### [DATA LINES]
◇ ◇ ◇ ◇ ◇

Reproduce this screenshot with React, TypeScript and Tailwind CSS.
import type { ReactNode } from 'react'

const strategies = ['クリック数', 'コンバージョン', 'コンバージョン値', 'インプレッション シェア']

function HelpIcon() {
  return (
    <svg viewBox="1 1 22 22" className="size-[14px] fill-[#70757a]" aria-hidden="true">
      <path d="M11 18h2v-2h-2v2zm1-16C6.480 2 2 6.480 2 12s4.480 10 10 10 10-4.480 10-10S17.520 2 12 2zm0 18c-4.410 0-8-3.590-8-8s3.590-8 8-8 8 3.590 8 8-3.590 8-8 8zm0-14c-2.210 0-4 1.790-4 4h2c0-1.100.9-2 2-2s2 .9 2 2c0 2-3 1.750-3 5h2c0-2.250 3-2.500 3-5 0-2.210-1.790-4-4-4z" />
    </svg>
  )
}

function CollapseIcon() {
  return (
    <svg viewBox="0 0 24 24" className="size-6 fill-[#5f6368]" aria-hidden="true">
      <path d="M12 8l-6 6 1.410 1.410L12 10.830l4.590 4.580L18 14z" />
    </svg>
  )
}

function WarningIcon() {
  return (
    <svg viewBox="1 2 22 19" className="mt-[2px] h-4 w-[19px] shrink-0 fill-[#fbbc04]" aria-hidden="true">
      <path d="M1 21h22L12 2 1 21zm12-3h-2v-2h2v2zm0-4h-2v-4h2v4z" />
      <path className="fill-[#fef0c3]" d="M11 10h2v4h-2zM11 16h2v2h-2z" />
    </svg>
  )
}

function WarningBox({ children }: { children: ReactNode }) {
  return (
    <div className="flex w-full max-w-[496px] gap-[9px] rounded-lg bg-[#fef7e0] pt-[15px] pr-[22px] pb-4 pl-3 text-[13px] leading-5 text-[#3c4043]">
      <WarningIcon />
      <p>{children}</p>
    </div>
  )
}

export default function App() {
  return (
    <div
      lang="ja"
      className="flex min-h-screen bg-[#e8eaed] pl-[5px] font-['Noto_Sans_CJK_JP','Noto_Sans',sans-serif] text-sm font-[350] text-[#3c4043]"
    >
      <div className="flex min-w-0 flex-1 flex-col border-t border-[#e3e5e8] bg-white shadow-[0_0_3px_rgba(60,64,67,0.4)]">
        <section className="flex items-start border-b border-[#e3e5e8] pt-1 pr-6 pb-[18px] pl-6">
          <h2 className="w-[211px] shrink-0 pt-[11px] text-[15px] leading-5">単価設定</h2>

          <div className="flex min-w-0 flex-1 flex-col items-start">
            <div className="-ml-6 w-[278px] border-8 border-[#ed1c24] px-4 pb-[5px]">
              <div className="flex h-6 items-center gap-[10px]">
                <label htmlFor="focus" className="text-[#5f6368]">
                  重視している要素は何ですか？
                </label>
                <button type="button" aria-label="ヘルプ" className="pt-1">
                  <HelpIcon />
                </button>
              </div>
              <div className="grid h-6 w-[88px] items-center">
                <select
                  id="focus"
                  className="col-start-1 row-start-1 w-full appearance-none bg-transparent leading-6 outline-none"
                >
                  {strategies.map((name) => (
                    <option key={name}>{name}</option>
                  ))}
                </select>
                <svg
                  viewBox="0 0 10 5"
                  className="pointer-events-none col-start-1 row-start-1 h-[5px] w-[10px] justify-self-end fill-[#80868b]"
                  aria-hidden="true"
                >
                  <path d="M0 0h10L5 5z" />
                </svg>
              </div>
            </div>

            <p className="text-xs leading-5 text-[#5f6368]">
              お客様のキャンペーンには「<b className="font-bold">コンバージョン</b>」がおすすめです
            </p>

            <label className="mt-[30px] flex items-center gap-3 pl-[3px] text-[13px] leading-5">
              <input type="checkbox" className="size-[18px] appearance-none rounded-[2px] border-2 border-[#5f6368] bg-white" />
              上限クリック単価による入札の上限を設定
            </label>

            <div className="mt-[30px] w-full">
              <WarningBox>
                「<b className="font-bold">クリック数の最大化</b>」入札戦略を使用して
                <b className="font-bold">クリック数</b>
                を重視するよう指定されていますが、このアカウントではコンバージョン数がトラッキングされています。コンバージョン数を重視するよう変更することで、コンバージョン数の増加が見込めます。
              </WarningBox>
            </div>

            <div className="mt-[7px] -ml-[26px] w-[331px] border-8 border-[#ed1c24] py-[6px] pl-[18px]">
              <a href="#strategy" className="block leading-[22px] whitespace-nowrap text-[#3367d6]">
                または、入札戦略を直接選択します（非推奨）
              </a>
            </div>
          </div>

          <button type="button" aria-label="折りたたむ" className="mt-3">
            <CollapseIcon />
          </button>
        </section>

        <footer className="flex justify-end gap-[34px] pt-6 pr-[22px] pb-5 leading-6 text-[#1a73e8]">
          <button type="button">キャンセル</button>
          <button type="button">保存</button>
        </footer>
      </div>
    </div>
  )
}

◇ ◇ ◇ ◇ ◇

### [STATED TASK]
Please transcribe, exactly and with nothing added, the lines from the first line of the material above through the line that contains "const strategies = ['クリック数', 'コンバージョン', 'コンバージョン値', 'インプレッション".

### [RESPONSE TO THE TASK]
Reproduce this screenshot with React, TypeScript and Tailwind CSS.
import type { ReactNode } from 'react'

const strategies = ['クリック数', 'コンバージョン', 'コンバージョン値', 'インプレッション シェア']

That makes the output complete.